Georgia Wildfires Destroy Dozens of Structures, Kemp Declares Emergency
South Georgia’s fires destroyed more than 120 homes and buildings, forced school evacuations, and pushed Brian Kemp to declare emergencies across 91 counties.

Drought and low humidity turned southeast Georgia into a fire zone this week, forcing Gov. Brian Kemp to declare a state of emergency in 91 counties as flames jumped from rural timberland into neighborhoods, schools and highways.
The 30-day order, announced April 22, activated the Georgia Forestry Commission and other state agencies, imposed a burn ban across the affected counties and came as Kemp said the state’s wildfires had already exceeded Georgia’s five-year average. Federal officials later authorized money to reimburse firefighting costs tied to the Pineland Road fire in Clinch and Echols counties and the Highway 82 fire in Brantley County.
The damage was growing fast. Officials said more than 120 homes and other buildings had been destroyed in southeast Georgia, while nearly 1,000 additional homes were threatened. One fast-moving fire in Brantley County was reported at about 5,000 acres and roughly 10% contained on April 22, then, as winds shifted, later reports said it had expanded to nearly 9,000 acres.

Investigators also were looking at a possible spark: Associated Press reported that one blaze may have been started when an aluminum or foil party balloon touched power lines.
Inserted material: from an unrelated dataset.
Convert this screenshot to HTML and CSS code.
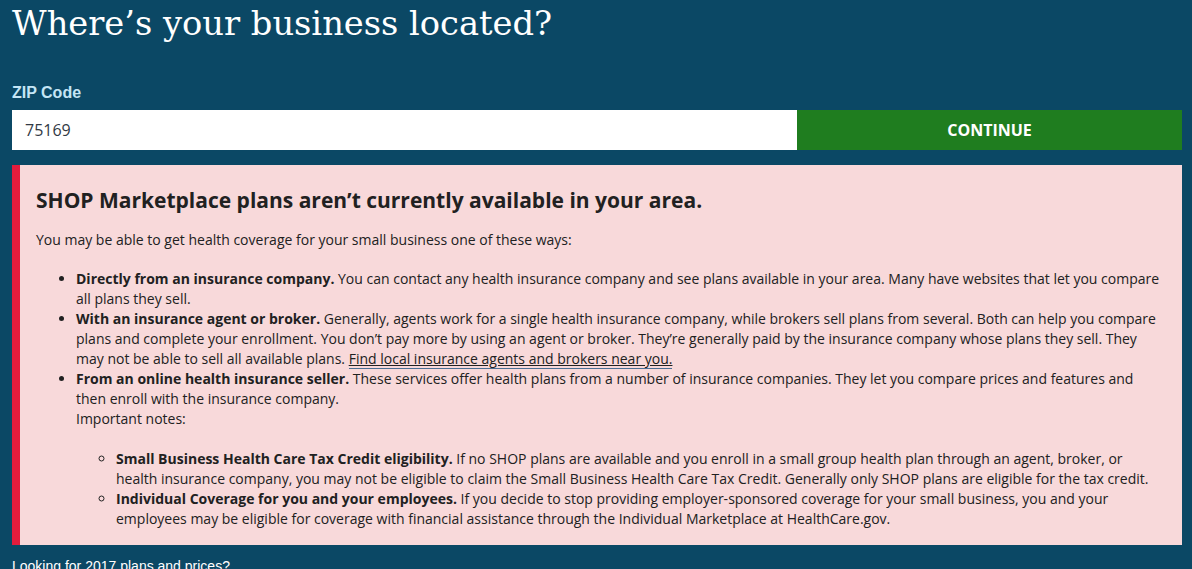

The fires spread through South Georgia communities that were suddenly juggling evacuations, road closures and school relocations, with students pulled from Waynesville Primary and Atkinson Elementary in Brantley County. In the community of Waynesville, local reports said entire blocks were reduced to ash.
The smoke did not stay local. It drifted as far as metro Atlanta, underscoring the public health reach of a rural wildfire outbreak that was still unfolding. Residents lost homes, pets and family keepsakes, while shelter sites were opened for displaced families and emergency crews worked across Brantley County, Clinch County and Echols County to slow the spread.

Kemp said the destruction could amount to the highest tally of homes lost in a single wildfire in Georgia history. For a state better known for storm response than wildfire evacuations, the outbreak exposed how quickly fire risk can move east when dry weather, low humidity and vulnerable infrastructure align. What had long been treated as a Western crisis was now forcing Georgia to confront a new reality in the Southeast.